Kevin is sitting across from me, and he is not happy. He is trodden down by another day of rejection.
“I’m sick of this shit,” says Kevin, who never curses.
“Mmm,” I say, popping a bite of tomato in my mouth, trying to sound sympathetic. I consider asking him for a dollar because of his negative remark but decide against it.
“All I want is to be good at this one thing!” he says. “I just want to prove to Brandon that I can do it! Why can’t I be good at it?”

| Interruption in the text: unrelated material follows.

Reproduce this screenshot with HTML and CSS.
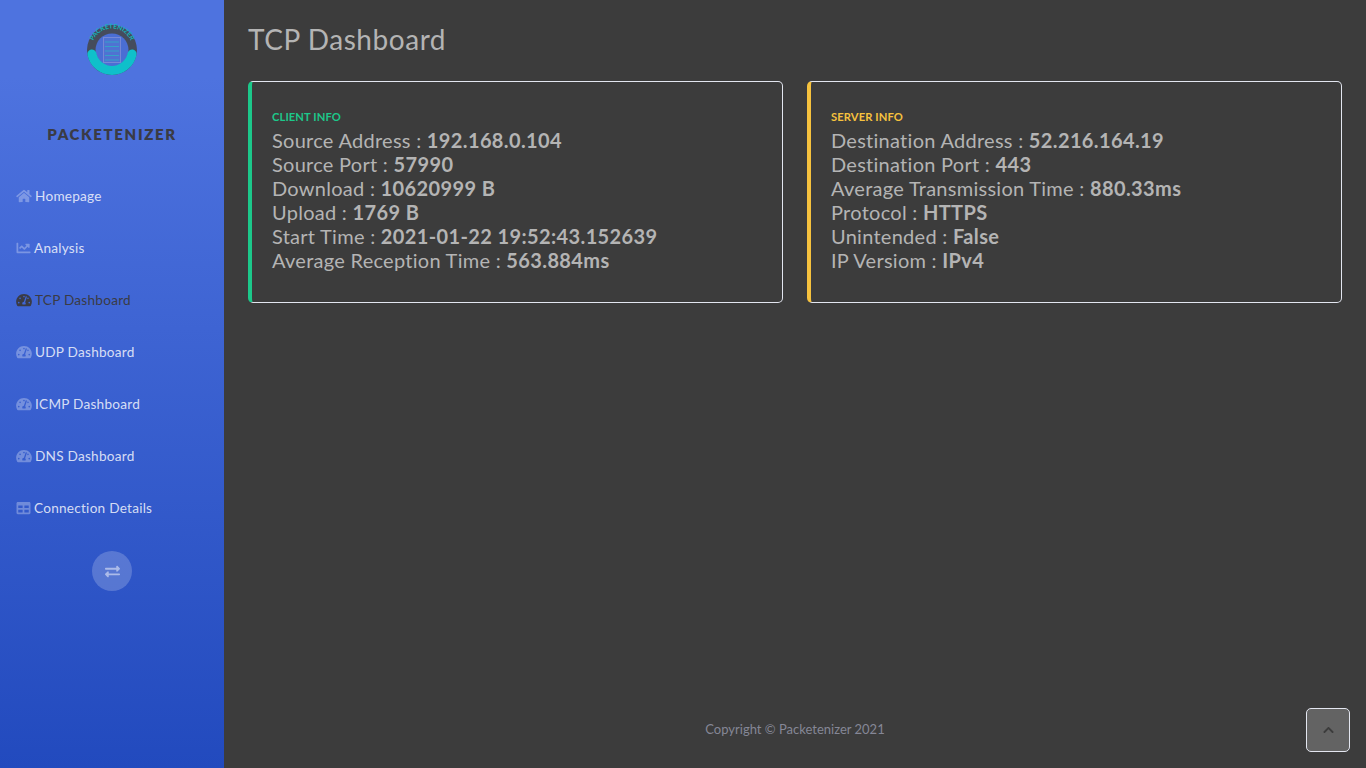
FILE: index.html
```html
<!DOCTYPE html>
<html lang="en">
<head>
    <meta charset="UTF-8">
    <meta name="viewport" content="width=device-width, initial-scale=1.0">
    <title>TCP Dashboard - Packetenizer</title>
    <link rel="stylesheet" href="styles.css">
</head>
<body>
    <svg class="icon-defs" aria-hidden="true">
        <symbol id="i-home" viewBox="0 0 576 512"><path d="M280.37 148.26L96 300.11V464a16 16 0 0 0 16 16l112.06-.29a16 16 0 0 0 15.92-16V368a16 16 0 0 1 16-16h64a16 16 0 0 1 16 16v95.64a16 16 0 0 0 16 16.05L464 480a16 16 0 0 0 16-16V300L295.67 148.26a12.19 12.19 0 0 0-15.3 0zM571.6 251.47L488 182.56V44.05a12 12 0 0 0-12-12h-56a12 12 0 0 0-12 12v72.61L318.47 43a48 48 0 0 0-61 0L4.34 251.47a12 12 0 0 0-1.6 16.9l25.5 31A12 12 0 0 0 45.15 301l235.22-193.74a12.19 12.19 0 0 1 15.3 0L530.9 301a12 12 0 0 0 16.9-1.6l25.5-31a12 12 0 0 0-1.7-16.93z"/></symbol>
        <symbol id="i-chart" viewBox="0 0 512 512"><path d="M496 384H64V80c0-8.84-7.16-16-16-16H16C7.16 64 0 71.16 0 80v336c0 17.67 14.33 32 32 32h464c8.84 0 16-7.16 16-16v-32c0-8.84-7.16-16-16-16zM464 96H345.94c-21.38 0-32.09 25.85-16.97 40.97l32.4 32.4L288 242.75l-73.37-73.37c-12.5-12.5-32.76-12.5-45.25 0l-68.69 68.69c-6.25 6.25-6.25 16.38 0 22.63l22.62 22.62c6.25 6.25 16.38 6.25 22.63 0L192 237.25l73.37 73.37c12.5 12.5 32.76 12.5 45.25 0l96-96 32.4 32.4c15.12 15.12 40.97 4.41 40.97-16.97V112c.01-8.84-7.15-16-15.99-16z"/></symbol>
        <symbol id="i-gauge" viewBox="0 0 576 512"><path d="M288 32C128.94 32 0 160.94 0 320c0 52.8 14.25 102.26 39.06 144.8 5.61 9.62 16.3 15.2 27.44 15.2h443c11.14 0 21.83-5.58 27.44-15.2C561.75 422.26 576 372.8 576 320c0-159.06-128.94-288-288-288zm0 64c14.71 0 26.58 10.13 30.32 23.65-1.11 2.26-2.64 4.23-3.45 6.67l-9.22 27.67c-5.13 3.49-10.97 6.01-17.64 6.01-17.67 0-32-14.33-32-32S270.33 96 288 96zM96 384c-17.67 0-32-14.33-32-32s14.33-32 32-32 32 14.33 32 32-14.33 32-32 32zm48-160c-17.67 0-32-14.33-32-32s14.33-32 32-32 32 14.33 32 32-14.33 32-32 32zm246.77-72.41l-61.33 184C343.13 347.33 352 364.54 352 384c0 11.72-3.38 22.55-8.88 32H232.88c-5.5-9.45-8.88-20.28-8.88-32 0-33.94 26.5-61.43 59.9-63.59l61.34-184.01c4.17-12.56 17.73-19.45 30.36-15.17 12.57 4.19 19.35 17.79 15.17 30.36zm14.66 57.2l15.52-46.55c3.47-1.29 7.13-2.23 11.05-2.23 17.67 0 32 14.33 32 32s-14.33 32-32 32c-11.38 0-20.89-6.28-26.57-15.22zM480 384c-17.67 0-32-14.33-32-32s14.33-32 32-32 32 14.33 32 32-14.33 32-32 32z"/></symbol>
        <symbol id="i-table" viewBox="0 0 512 512"><path d="M464 32H48C21.49 32 0 53.49 0 80v352c0 26.51 21.49 48 48 48h416c26.51 0 48-21.49 48-48V80c0-26.51-21.49-48-48-48zM224 416H64v-96h160v96zm0-160H64v-96h160v96zm224 160H288v-96h160v96zm0-160H288v-96h160v96z"/></symbol>
    </svg>

    <div class="wrapper">
        <nav class="sidebar">
            <a class="brand" href="#">
                <svg class="brand-logo" viewBox="0 0 50 50" role="img" aria-label="Packetenizer logo">
                    <circle class="logo-ring" cx="25" cy="25" r="25"/>
                    <circle class="logo-inner" cx="25" cy="25" r="16.5"/>
                    <path class="logo-arc" d="M4.9 29a20.5 20.5 0 0 0 40.2 0"/>
                    <rect class="logo-rack" x="16.5" y="12.5" width="17" height="25"/>
                    <path class="logo-lines" d="M18 17h14M18 21.5h14M18 26h14M18 30.5h14M18 35h14"/>
                    <path id="logoCurve" class="logo-curve" d="M4.5 24a20.5 20.5 0 0 1 41 0"/>
                    <text class="logo-text"><textPath href="#logoCurve" startOffset="50%" text-anchor="middle">PACKETENIZER</textPath></text>
                </svg>
                <span class="brand-name">PACKETENIZER</span>
            </a>
            <ul class="nav-list">
                <li><a class="nav-link" href="#"><svg class="nav-icon"><use href="#i-home"/></svg>Homepage</a></li>
                <li><a class="nav-link" href="#"><svg class="nav-icon narrow"><use href="#i-chart"/></svg>Analysis</a></li>
                <li><a class="nav-link active" href="#"><svg class="nav-icon"><use href="#i-gauge"/></svg>TCP Dashboard</a></li>
                <li><a class="nav-link" href="#"><svg class="nav-icon"><use href="#i-gauge"/></svg>UDP Dashboard</a></li>
                <li><a class="nav-link" href="#"><svg class="nav-icon"><use href="#i-gauge"/></svg>ICMP Dashboard</a></li>
                <li><a class="nav-link" href="#"><svg class="nav-icon"><use href="#i-gauge"/></svg>DNS Dashboard</a></li>
                <li><a class="nav-link" href="#"><svg class="nav-icon narrow"><use href="#i-table"/></svg>Connection Details</a></li>
            </ul>
            <button class="sidebar-toggle" aria-label="Toggle sidebar">
                <svg viewBox="0 0 512 512"><path d="M0 168v-16c0-13.255 10.745-24 24-24h360V80c0-21.367 25.899-32.042 40.971-16.971l80 80c9.372 9.373 9.372 24.569 0 33.941l-80 80C409.956 271.982 384 261.456 384 240v-48H24c-13.255 0-24-10.745-24-24zm488 152H128v-48c0-21.314-25.862-32.08-40.971-16.971l-80 80c-9.372 9.373-9.372 24.569 0 33.941l80 80C102.057 463.997 128 453.437 128 432v-48h360c13.255 0 24-10.745 24-24v-16c0-13.255-10.745-24-24-24z"/></svg>
            </button>
        </nav>

        <div class="content">
            <main class="page">
                <h1 class="page-title">TCP Dashboard</h1>
                <div class="card-row">
                    <section class="card card-client">
                        <h2 class="card-title">Client Info</h2>
                        <p>Source Address : <b>192.168.0.104</b></p>
                        <p>Source Port : <b>57990</b></p>
                        <p>Download : <b>10620999 B</b></p>
                        <p>Upload : <b>1769 B</b></p>
                        <p>Start Time : <b>2021-01-22 19:52:43.152639</b></p>
                        <p>Average Reception Time : <b>563.884ms</b></p>
                    </section>
                    <section class="card card-server">
                        <h2 class="card-title">Server Info</h2>
                        <p>Destination Address : <b>52.216.164.19</b></p>
                        <p>Destination Port : <b>443</b></p>
                        <p>Average Transmission Time : <b>880.33ms</b></p>
                        <p>Protocol : <b>HTTPS</b></p>
                        <p>Unintended : <b>False</b></p>
                        <p>IP Versiom : <b>IPv4</b></p>
                    </section>
                </div>
            </main>
            <footer class="footer">Copyright &copy; Packetenizer 2021</footer>
        </div>
    </div>

    <a class="scroll-top" href="#" aria-label="Scroll to top">
        <svg viewBox="0 0 448 512"><path d="M240.971 130.524l194.343 194.343c9.373 9.373 9.373 24.569 0 33.941l-22.667 22.667c-9.357 9.357-24.522 9.375-33.901.04L224 227.495 69.255 381.516c-9.379 9.335-24.544 9.317-33.901-.04l-22.667-22.667c-9.373-9.373-9.373-24.569 0-33.941L207.03 130.525c9.372-9.373 24.568-9.373 33.941-.001z"/></svg>
    </a>
</body>
</html>
```

FILE: styles.css
```css
* {
    box-sizing: border-box;
}

body {
    margin: 0;
    font-family: "Lato", "Open Sans", sans-serif;
    background-color: #3c3c3c;
    color: #b4b4b4;
}

a {
    text-decoration: none;
}

.icon-defs {
    display: none;
}

.wrapper {
    display: flex;
    height: 768px;
    overflow: hidden;
}

/* sidebar */
.sidebar {
    width: 224px;
    flex-shrink: 0;
    display: flex;
    flex-direction: column;
    align-items: center;
    background-image: linear-gradient(180deg, #4e73df 10%, #224abe 100%);
}

.brand {
    display: flex;
    flex-direction: column;
    align-items: center;
    padding-top: 25px;
    height: 170px;
}

.brand-logo {
    width: 50px;
    height: 50px;
    overflow: visible;
}

.logo-ring {
    fill: #454c5c;
}

.logo-inner {
    fill: #4a6ed4;
}

.logo-arc {
    fill: none;
    stroke: #0fc0ca;
    stroke-width: 9;
    stroke-linecap: round;
}

.logo-rack {
    fill: #4f72d2;
    stroke: #7688d6;
    stroke-width: 1;
}

.logo-lines {
    stroke: #35a2c8;
    stroke-width: 1;
}

.logo-curve {
    fill: none;
}

.logo-text {
    font-size: 6.5px;
    font-weight: 700;
    fill: #14b3b8;
}

.brand-name {
    margin-top: 50px;
    font-size: 15px;
    font-weight: 800;
    letter-spacing: 1.65px;
    color: #3a3b45;
}

.nav-list {
    list-style: none;
    margin: 0;
    padding: 0;
    width: 100%;
}

.nav-link {
    display: flex;
    align-items: center;
    height: 52px;
    padding-left: 16px;
    font-size: 13.6px;
    letter-spacing: 0.25px;
    color: rgba(255, 255, 255, 0.8);
}

.nav-icon {
    width: 16px;
    height: 14px;
    margin-right: 3px;
    fill: rgba(255, 255, 255, 0.3);
}

.nav-icon.narrow {
    width: 15px;
}

.nav-link.active {
    color: #3a3b45;
}

.nav-link.active .nav-icon {
    fill: #3a3b45;
}

.sidebar-toggle {
    display: flex;
    align-items: center;
    justify-content: center;
    width: 40px;
    height: 40px;
    margin-top: 17px;
    padding: 0;
    border: 0;
    border-radius: 50%;
    background-color: rgba(255, 255, 255, 0.2);
}

.sidebar-toggle svg {
    width: 15px;
    height: 15px;
    fill: rgba(255, 255, 255, 0.5);
}

/* main content */
.content {
    flex: 1;
    display: flex;
    flex-direction: column;
}

.page {
    flex: 1;
    padding: 0 24px;
}

.page-title {
    margin: 0;
    padding-top: 23px;
    height: 81px;
    font-size: 28px;
    font-weight: 400;
    line-height: 33.6px;
    letter-spacing: 0.55px;
}

.card-row {
    display: grid;
    grid-template-columns: 1fr 1fr;
    gap: 24px;
}

.card {
    height: 222px;
    padding: 28px 20px 0;
    border: 1px solid #e3e6f0;
    border-left-width: 4px;
    border-radius: 5px;
    font-size: 20px;
    line-height: 24px;
    letter-spacing: 0.27px;
}

.card p {
    margin: 0;
}

.card b {
    font-weight: 700;
    letter-spacing: 0.38px;
}

.card-title {
    margin: 0 0 5px;
    font-size: 11.2px;
    font-weight: 700;
    line-height: 13.4px;
    letter-spacing: 0.1px;
    text-transform: uppercase;
}

.card-client {
    border-left-color: #1cc88a;
}

.card-client .card-title {
    color: #1cc88a;
}

.card-server {
    border-left-color: #f6c23e;
}

.card-server .card-title {
    color: #f6c23e;
}

.footer {
    height: 78px;
    padding-top: 31px;
    text-align: center;
    font-size: 13px;
    color: #858796;
}

.scroll-top {
    position: fixed;
    right: 16px;
    bottom: 16px;
    display: flex;
    align-items: center;
    justify-content: center;
    width: 44px;
    height: 44px;
    border: 1px solid #e3e6f0;
    border-radius: 5px;
    background-color: #636363;
}

.scroll-top svg {
    width: 11px;
    height: 12px;
    fill: #3c3c3c;
}
```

“MmmMmmMmm,” I tell him, chewing, shrugging, knitting my eyebrows together, and nodding all at once. This is Kevin’s third year selling pest control. He’s never been much good at it. My sales numbers are higher than his, and it’s my first year selling, and between you and me, my work ethic leaves a little something to be desired. If I were Kevin, I would not sell pest control again. In fact, if I were Kevin, I wouldn’t even buy pest control. I’m not Kevin, and I never even want to think about pest control, ever again. I swallow.
“Kevin, who cares if you’re not good at selling pest control? You’re one of the best human beings that I know.”
Kevin looks at me. I can see the wheels turning behind his boyish, handsome face.
“But if I can’t succeed at this, how will I succeed at anything?” he asks.
He’s lost, awash in a sea of anxiety and self-examination, convinced by three years of morning meetings that sales is a microcosm of your life. His question is a rhetorical one, and I’m wise enough to know that he wouldn’t believe me if I gave him a soothing answer. I curl up on the bench for a nap, convinced that Kevin is no longer in the mood to shorten our three-hour break. My mind is soon soaring across oceans and through foreign doorways, away from clipboards and contracts and numbers.